C’était avant hier N°101 : 2 rue Claude Bernard

 

Entre FOL et bonnes moeurs

La rue Claude Bernard est l’une des plus courtes de Dijon. Elle fait tout juste 62 mètres. Elle relie la Place Saint-Bernard à la rue Devosges et son tracé date du XIXe siècle, au moment du vaste chantier qui, à l’époque, a concerné tout le secteur.

Son concepteur ? Une personnalité alors très en vue, l’architecte Adrien-Léon Lacordaire, de surcroit frère du célèbre prédicateur. L’homme avait du talent et il insère dans un espace infiniment harmonieux les places Dupuis et Saint-Bernard. Les services d’horticulture de la ville ont aménagé cette dernière de manière romantique avec des parterres qui évoluent au fil des saisons. La nuit, l’éclairage de la sculpture au centre de la place ainsi que celui des différents immeubles en demi-cercle confèrent à ce quartier de Dijon un charme fou !

Revenons à Adrien-Léon Lacordaire qui rencontra bien des difficultés à réunir les fonds pour entreprendre les travaux de la rue Claude Bernard.
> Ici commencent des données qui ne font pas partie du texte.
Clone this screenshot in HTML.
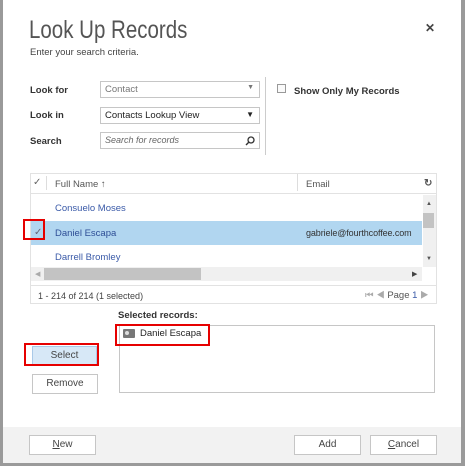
<!DOCTYPE html>
<html><head><style>
*{box-sizing:border-box;margin:0;padding:0}
body{width:465px;height:466px;background:#fff;font-family:"Liberation Sans",sans-serif;position:relative;overflow:hidden;color:#444}
.a{position:absolute}
.lbl{font-size:9.5px;font-weight:bold;color:#333}
.box{border:1px solid #c6c6c6;background:#fff;font-size:9.5px;padding:2px 4px}
.btn{border:1px solid #c6c6c6;background:#fff;font-size:10px;text-align:center;line-height:18px;color:#444}
.red{border:2px solid #e60000}
.row{font-size:9.5px;color:#3a5aa8;left:55px}
</style></head><body>
<div class="a" style="left:0;top:0;width:3px;height:466px;background:#9a9a9a"></div>
<div class="a" style="right:0;top:0;width:4px;height:466px;background:#9a9a9a"></div>
<div class="a" style="left:0;bottom:0;width:465px;height:3px;background:#9a9a9a"></div>
<div class="a" style="left:3px;top:427px;width:458px;height:36px;background:#f2f2f2"></div>

<div class="a" style="left:29px;top:16px;font-size:25px;color:#555;transform:scaleX(0.82);transform-origin:0 0;white-space:nowrap">Look Up Records</div>
<div class="a" style="left:30px;top:47px;font-size:9.5px;color:#444">Enter your search criteria.</div>
<div class="a" style="left:425px;top:21px;font-size:12px;color:#444;font-weight:bold">✕</div>

<div class="a lbl" style="left:30px;top:85px">Look for</div>
<div class="a lbl" style="left:30px;top:110px">Look in</div>
<div class="a lbl" style="left:30px;top:136px">Search</div>
<div class="a box" style="left:100px;top:81px;width:160px;height:17px;color:#777">Contact<span style="position:absolute;right:5px;top:2px;font-size:7px">▼</span></div>
<div class="a box" style="left:100px;top:107px;width:160px;height:17px;color:#222">Contacts Lookup View<span style="position:absolute;right:5px;top:2px;font-size:8px">▼</span></div>
<div class="a box" style="left:100px;top:132px;width:160px;height:17px;color:#666;font-style:italic;font-size:9px">Search for records
<svg style="position:absolute;right:4px;top:3px" width="10" height="10"><circle cx="6" cy="4" r="3" fill="none" stroke="#333" stroke-width="1.3"/><line x1="4" y1="6" x2="1" y2="9" stroke="#333" stroke-width="1.4"/></svg></div>
<div class="a" style="left:265px;top:77px;width:1px;height:78px;background:#ccc"></div>
<div class="a" style="left:277px;top:84px;width:9px;height:9px;border:1px solid #999;background:#fafafa"></div>
<div class="a lbl" style="left:294px;top:86px">Show Only My Records</div>

<div class="a" style="left:30px;top:173px;width:407px;height:131px;border:1px solid #e2e2e2"></div>
<div class="a" style="left:33px;top:177px;font-size:10px;color:#666">✓</div>
<div class="a" style="left:46px;top:176px;width:1px;height:14px;background:#ddd"></div>
<div class="a" style="left:55px;top:179px;font-size:9.5px;color:#555">Full Name ↑</div>
<div class="a" style="left:297px;top:174px;width:1px;height:17px;background:#ddd"></div>
<div class="a" style="left:306px;top:179px;font-size:9.5px;color:#555">Email</div>
<div class="a" style="left:424px;top:178px;font-size:10px;color:#555;font-weight:bold">↻</div>
<div class="a" style="left:31px;top:193px;width:405px;height:1px;background:#e2e2e2"></div>
<div class="a row" style="top:203px">Consuelo Moses</div>
<div class="a" style="left:31px;top:221px;width:391px;height:24px;background:#b1d6f0"></div>
<div class="a" style="left:34px;top:227px;font-size:10px;color:#667">✓</div>
<div class="a row" style="top:228px;color:#2e4e96">Daniel Escapa</div>
<div class="a" style="left:306px;top:228px;font-size:9px;color:#333;letter-spacing:-0.1px">gabriele@fourthcoffee.com</div>
<div class="a row" style="top:252px">Darrell Bromley</div>
<div class="a" style="left:423px;top:195px;width:13px;height:72px;background:#f0f0f0"></div>
<div class="a" style="left:423px;top:213px;width:11px;height:15px;background:#c3c3c3"></div>
<div class="a" style="left:426px;top:201px;font-size:6px;color:#555">▲</div>
<div class="a" style="left:426px;top:256px;font-size:6px;color:#555">▼</div>
<div class="a" style="left:31px;top:267px;width:391px;height:14px;background:#f0f0f0"></div>
<div class="a" style="left:44px;top:268px;width:157px;height:12px;background:#c3c3c3"></div>
<div class="a" style="left:35px;top:270px;font-size:7px;color:#aaa">◀</div>
<div class="a" style="left:412px;top:270px;font-size:7px;color:#444">▶</div>
<div class="a" style="left:31px;top:285px;width:405px;height:1px;background:#e2e2e2"></div>
<div class="a" style="left:38px;top:291px;font-size:9px;color:#444">1 - 214 of 214 (1 selected)</div>
<div class="a" style="left:365px;top:290px;font-size:9.5px;color:#aaa">⏮ ◀ <span style="color:#555">Page</span> <span style="color:#3a5aa8">1</span> ▶</div>

<div class="a red" style="left:23px;top:219px;width:22px;height:21px"></div>

<div class="a lbl" style="left:118px;top:310px;color:#333">Selected records:</div>
<div class="a" style="left:119px;top:325px;width:316px;height:68px;border:1px solid #c6c6c6"></div>
<div class="a" style="left:123px;top:329px;width:12px;height:9px;background:#777;border-radius:1px"></div>
<div class="a" style="left:125px;top:331px;width:4px;height:4px;background:#ddd;border-radius:2px"></div>
<div class="a" style="left:140px;top:328px;font-size:9.5px;color:#222">Daniel Escapa</div>
<div class="a red" style="left:115px;top:324px;width:95px;height:22px"></div>

<div class="a btn" style="left:32px;top:346px;width:65px;height:20px;background:#d7e8f7;border-color:#a9c9e8">Select</div>
<div class="a red" style="left:24px;top:343px;width:75px;height:23px"></div>
<div class="a btn" style="left:32px;top:374px;width:66px;height:20px">Remove</div>

<div class="a btn" style="left:29px;top:435px;width:67px;height:20px"><u>N</u>ew</div>
<div class="a btn" style="left:294px;top:435px;width:67px;height:20px">Add</div>
<div class="a btn" style="left:370px;top:435px;width:67px;height:20px"><u>C</u>ancel</div>
</body></html>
Avec l’aide du ciel et des bonnes œuvres de l’époque, il parvint à construire des immeubles de services. Immeubles devenus aujourd’hui des habitations ou des sièges d’activités tertiaires. Mais, au XIXe, c’est le foyer de la Protection de la Jeune-Fille qui y trouvera asile au n° 2. L’association tiendra même une permanence en gare de Dijon,  destinée particulièrement aux jeunes filles de la campagne venues trouver du travail en ville.  Morale d’une époque marquée par un catholicisme bourgeois pudibond oblige ! Il s’agissait d’apporter un soutien à ces jeunes âmes qui auraient pu s’égarer, par ignorance des mœurs de la cité, dans un océan de perdition !

Rendons à Dieu ce qui appartient à Dieu, la Protection de la Jeune-Fille s’était constituée en agence de placement, dont le but était d’offrir des emplois de domestiques dans des maisons de bonnes mœurs garanties.  Bien évidemment, tout cet arsenal vertueux n’empêchait pas les dégâts collatéraux résultant d’amours ancillaires… L’affaire de placement des filles de la campagne rencontra un tel succès qu’une annexe fut construite boulevard de la Trémouille.
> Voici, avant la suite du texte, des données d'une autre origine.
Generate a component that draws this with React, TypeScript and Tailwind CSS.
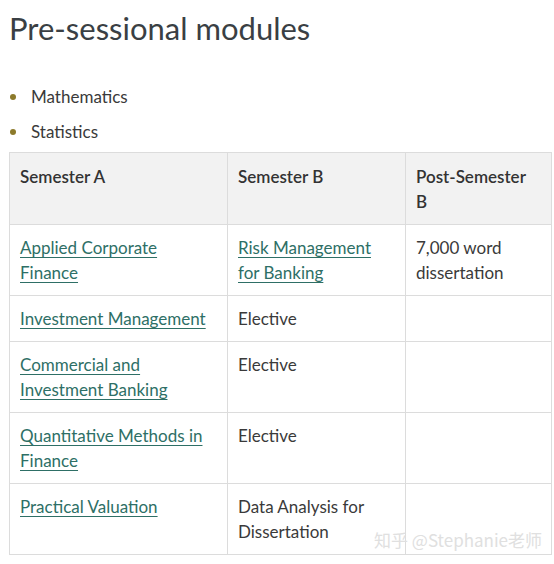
const rows: { a: string; b: string; bLink?: boolean; c: string }[] = [
  { a: "Applied Corporate Finance", b: "Risk Management for Banking", bLink: true, c: "7,000 word dissertation" },
  { a: "Investment Management", b: "Elective", c: "" },
  { a: "Commercial and Investment Banking", b: "Elective", c: "" },
  { a: "Quantitative Methods in Finance", b: "Elective", c: "" },
  { a: "Practical Valuation", b: "Data Analysis for Dissertation", c: "" },
];

function Link({ children }: { children: React.ReactNode }) {
  return (
    <a href="#" className="text-[#2e6f66] underline underline-offset-[3px] decoration-1">
      {children}
    </a>
  );
}

const th = "border border-[#dcdcdc] text-left align-top font-semibold px-[10px] pt-[11px] pb-[10px] text-[#333]";
const td = "border border-[#dcdcdc] align-top px-[10px] pt-[10px] pb-[10px]";

export default function App() {
  return (
    <div className="relative w-[554px] h-[564px] bg-white text-[#3a3a3a] font-['Lato','Liberation_Sans',sans-serif] overflow-hidden">
      <h1 className="pl-[9px] pt-[9px] text-[31px] leading-[38px] text-[#3a3f44]">Pre-sessional modules</h1>

      <ul className="mt-[37px] pl-[10px] flex flex-col gap-[10px] text-[17px] leading-[25px]">
        {["Mathematics", "Statistics"].map((item) => (
          <li key={item} className="flex items-center">
            <span className="w-[6px] h-[6px] rounded-full bg-[#8c7a2b] mr-[15px]" />
            {item}
          </li>
        ))}
      </ul>

      <table className="ml-[9px] mt-[8px] w-[542px] border-collapse text-[17px] leading-[25px] table-fixed">
        <colgroup>
          <col className="w-[218px]" />
          <col className="w-[178px]" />
          <col className="w-[146px]" />
        </colgroup>
        <thead>
          <tr className="bg-[#f2f2f2]">
            <th className={th}>Semester A</th>
            <th className={th}>Semester B</th>
            <th className={th}>
              Post-Semester
              <br />B
            </th>
          </tr>
        </thead>
        <tbody>
          {rows.map((r) => (
            <tr key={r.a}>
              <td className={td}>
                <Link>{r.a}</Link>
              </td>
              <td className={td}>{r.bLink ? <Link>{r.b}</Link> : r.b}</td>
              <td className={td}>{r.c}</td>
            </tr>
          ))}
        </tbody>
      </table>

      <div className="absolute left-[374px] top-[528px] text-[17px] leading-[24px] text-[#e0e0e0] font-['Noto_Sans_CJK_SC',sans-serif]">
        知乎 @Stephanie老师
      </div>
    </div>
  );
}
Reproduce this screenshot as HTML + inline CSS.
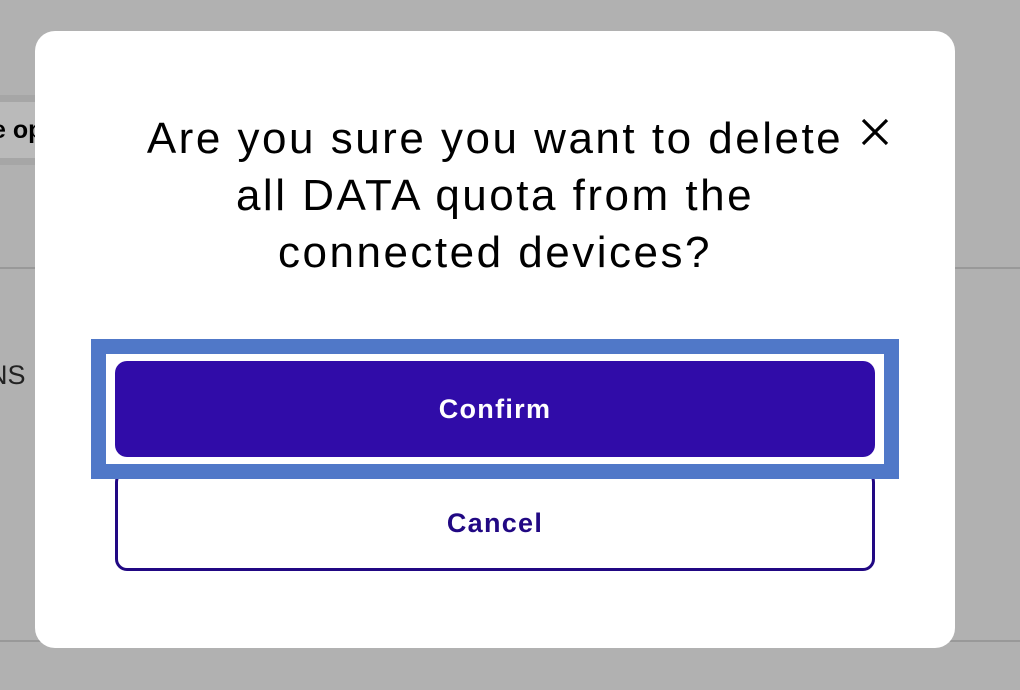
<!DOCTYPE html>
<html><head><style>
html,body{margin:0;padding:0;width:1020px;height:690px;overflow:hidden;background:#b1b1b1;font-family:"Liberation Sans",sans-serif;position:relative}
.abs{position:absolute}
.modal{left:35px;top:31px;width:920px;height:617px;background:#fff;border-radius:20px}
.title{left:0px;top:110px;width:990px;text-align:center;font-size:44px;line-height:57px;color:#000;letter-spacing:2.5px;white-space:nowrap}
.ring{left:91px;top:339px;width:778px;height:110px;border:15px solid #5078c8}
.confirm{left:115px;top:361px;width:760px;height:96px;background:#300ca8;border-radius:12px;color:#fff;font-weight:bold;font-size:27px;line-height:96px;text-align:center;letter-spacing:1.3px}
.cancel{left:115px;top:470px;width:754px;height:95px;border:3px solid #210883;border-radius:12px;color:#210883;font-weight:bold;font-size:27px;line-height:100px;text-align:center;letter-spacing:1.3px}
</style></head><body>
<div class="abs" style="left:0;top:95px;width:35px;height:70px;background:#a6a6a6"></div>
<div class="abs" style="left:0;top:102px;width:35px;height:56px;background:#bababa;overflow:hidden"><span style="position:absolute;left:-8px;top:14px;font-weight:bold;font-size:25px;white-space:nowrap">e op</span></div>
<div class="abs" style="left:0;top:267px;width:1020px;height:2px;background:#999"></div>
<div class="abs" style="left:0;top:640px;width:1020px;height:2px;background:#999"></div>
<div class="abs" style="left:-12px;top:360px;font-size:27px;color:#222">NS</div>
<div class="abs modal"></div>
<div class="abs title">Are you sure you want to delete<br>all DATA quota from the<br>connected devices?</div>
<svg class="abs" style="left:860px;top:117px" width="30" height="30" viewBox="0 0 30 30"><path d="M3 3L27 27M27 3L3 27" stroke="#000" stroke-width="3.2"/></svg>
<div class="abs cancel">Cancel</div>
<div class="abs ring"></div>
<div class="abs confirm">Confirm</div>
</body></html>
Altera tempora, alterae mores : les locaux du n° 2 rue Claude Bernard devinrent par la suite le siège de la FOL (Fédération des Œuvres Laïques) au XXe siècle qui, elle, proposera enseignement et loisirs au jeune public, sans distinction de sexe. L’une des belles réussites culturelles de la FOL est liée à un stock de films-documentaires tournés en super 9 ou même en 16, qui firent le bonheur de tous les animateurs de ciné clubs de la région. Et ce, à des prix de location fort raisonnables… Parmi les films les plus loués à la FOL, citons le Napoléon d’Abel Gance. D’une manière ou d’une autre, on peut dire que la rue Claude Bernard a tenu et tient toujours le haut de l’affiche.